• **RECORDED DATA**

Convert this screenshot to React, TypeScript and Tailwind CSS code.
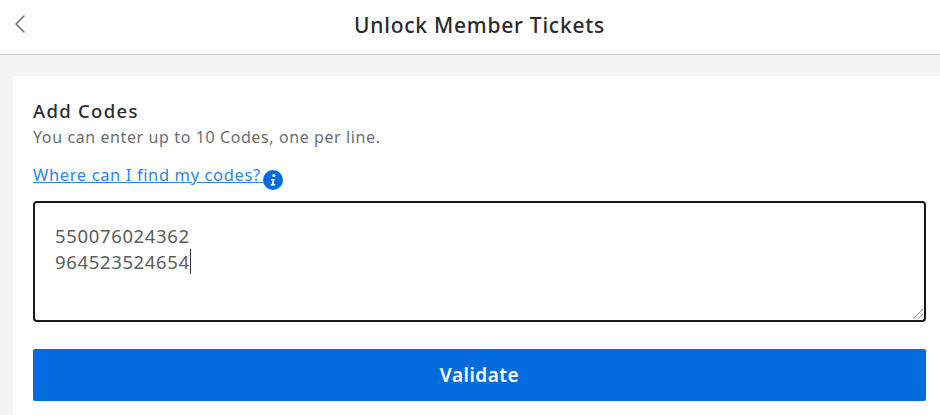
import { ChevronLeft } from 'lucide-react';

export default function App() {
  return (
    <div className="w-[940px] h-[415px] overflow-hidden bg-[#f4f4f4] font-['Noto_Sans','Lato',sans-serif]">
      {/* top bar */}
      <header className="relative flex h-[55px] items-center justify-center border-b border-[#c9c9c9] bg-white">
        <button className="absolute left-[4px] top-[8px] text-[#6b6b6b]" aria-label="Back">
          <ChevronLeft size={32} strokeWidth={1.1} />
        </button>
        <h1 className="-mt-[3px] ml-[19px] text-[21px] font-medium tracking-[0.75px] text-[#2b2b2b]">Unlock Member Tickets</h1>
      </header>

      <main className="ml-[13px] mt-[21px] h-[340px] bg-white pl-[20px] pr-[14px] pt-[24px]">
        <h2 className="text-[18.5px] leading-[22px] font-medium tracking-[1.3px] text-[#2b2b2b]">Add Codes</h2>
        <p className="mt-[5px] text-[16px] leading-[20px] tracking-[0.6px] text-[#6e6e6e]">
          You can enter up to 10 Codes, one per line.
        </p>

        <div className="mt-[18px] flex items-start">
          <a href="#" className="text-[16.5px] leading-[20px] tracking-[0.62px] whitespace-pre text-[#2c86ee] underline">
            {'Where can I find my codes? '}
          </a>
          <svg viewBox="0 0 20 20" className="-ml-[3px] mt-[5px] h-[20px] w-[20px]">
            <circle cx="10" cy="10" r="10" fill="#026cdf" />
            <circle cx="10.8" cy="5.6" r="1.5" fill="#fff" />
            <path d="M8.2 9h3.4l-.8 5h1.6l-.3 1.6H7.6l.3-1.6h1l.6-3.4H8z" fill="#fff" />
          </svg>
        </div>

        <div className="relative mt-[11px] h-[121px] rounded-[4px] border-2 border-[#1a1a1a] bg-white px-[20px] pt-[20px] text-[18.5px] leading-[26px] tracking-[0.65px] text-[#5c5c5c]">
          <div>550076024362</div>
          <div>
            <span className="border-r border-[#333]">964523524654</span>
          </div>
          <svg viewBox="0 0 12 12" className="absolute bottom-0 right-0 h-[12px] w-[12px]">
            <path d="M1 11 11 1M6 11l5-5" stroke="#9a9a9a" strokeWidth="1" fill="none" />
          </svg>
        </div>

        <button className="mt-[27px] flex h-[52px] w-full items-center justify-center rounded-[2px] bg-[#026cdf] text-[19px] font-semibold tracking-[0.5px] text-white">
          Validate
        </button>
      </main>
    </div>
  );
}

• **GOAL**
Quote each line of the listing exactly, but leave the pictures out.

• **SOLUTION TO THE EXERCISE**
Convert this screenshot to React, TypeScript and Tailwind CSS code.
import { ChevronLeft } from 'lucide-react';

export default function App() {
  return (
    <div className="w-[940px] h-[415px] overflow-hidden bg-[#f4f4f4] font-['Noto_Sans','Lato',sans-serif]">
      {/* top bar */}
      <header className="relative flex h-[55px] items-center justify-center border-b border-[#c9c9c9] bg-white">
        <button className="absolute left-[4px] top-[8px] text-[#6b6b6b]" aria-label="Back">
          <ChevronLeft size={32} strokeWidth={1.1} />
        </button>
        <h1 className="-mt-[3px] ml-[19px] text-[21px] font-medium tracking-[0.75px] text-[#2b2b2b]">Unlock Member Tickets</h1>
      </header>

      <main className="ml-[13px] mt-[21px] h-[340px] bg-white pl-[20px] pr-[14px] pt-[24px]">
        <h2 className="text-[18.5px] leading-[22px] font-medium tracking-[1.3px] text-[#2b2b2b]">Add Codes</h2>
        <p className="mt-[5px] text-[16px] leading-[20px] tracking-[0.6px] text-[#6e6e6e]">
          You can enter up to 10 Codes, one per line.
        </p>

        <div className="mt-[18px] flex items-start">
          <a href="#" className="text-[16.5px] leading-[20px] tracking-[0.62px] whitespace-pre text-[#2c86ee] underline">
            {'Where can I find my codes? '}
          </a>
          <svg viewBox="0 0 20 20" className="-ml-[3px] mt-[5px] h-[20px] w-[20px]">
            <circle cx="10" cy="10" r="10" fill="#026cdf" />
            <circle cx="10.8" cy="5.6" r="1.5" fill="#fff" />
            <path d="M8.2 9h3.4l-.8 5h1.6l-.3 1.6H7.6l.3-1.6h1l.6-3.4H8z" fill="#fff" />
          </svg>
        </div>

        <div className="relative mt-[11px] h-[121px] rounded-[4px] border-2 border-[#1a1a1a] bg-white px-[20px] pt-[20px] text-[18.5px] leading-[26px] tracking-[0.65px] text-[#5c5c5c]">
          <div>550076024362</div>
          <div>
            <span className="border-r border-[#333]">964523524654</span>
          </div>
          <svg viewBox="0 0 12 12" className="absolute bottom-0 right-0 h-[12px] w-[12px]">
            <path d="M1 11 11 1M6 11l5-5" stroke="#9a9a9a" strokeWidth="1" fill="none" />
          </svg>
        </div>

        <button className="mt-[27px] flex h-[52px] w-full items-center justify-center rounded-[2px] bg-[#026cdf] text-[19px] font-semibold tracking-[0.5px] text-white">
          Validate
        </button>
      </main>
    </div>
  );
}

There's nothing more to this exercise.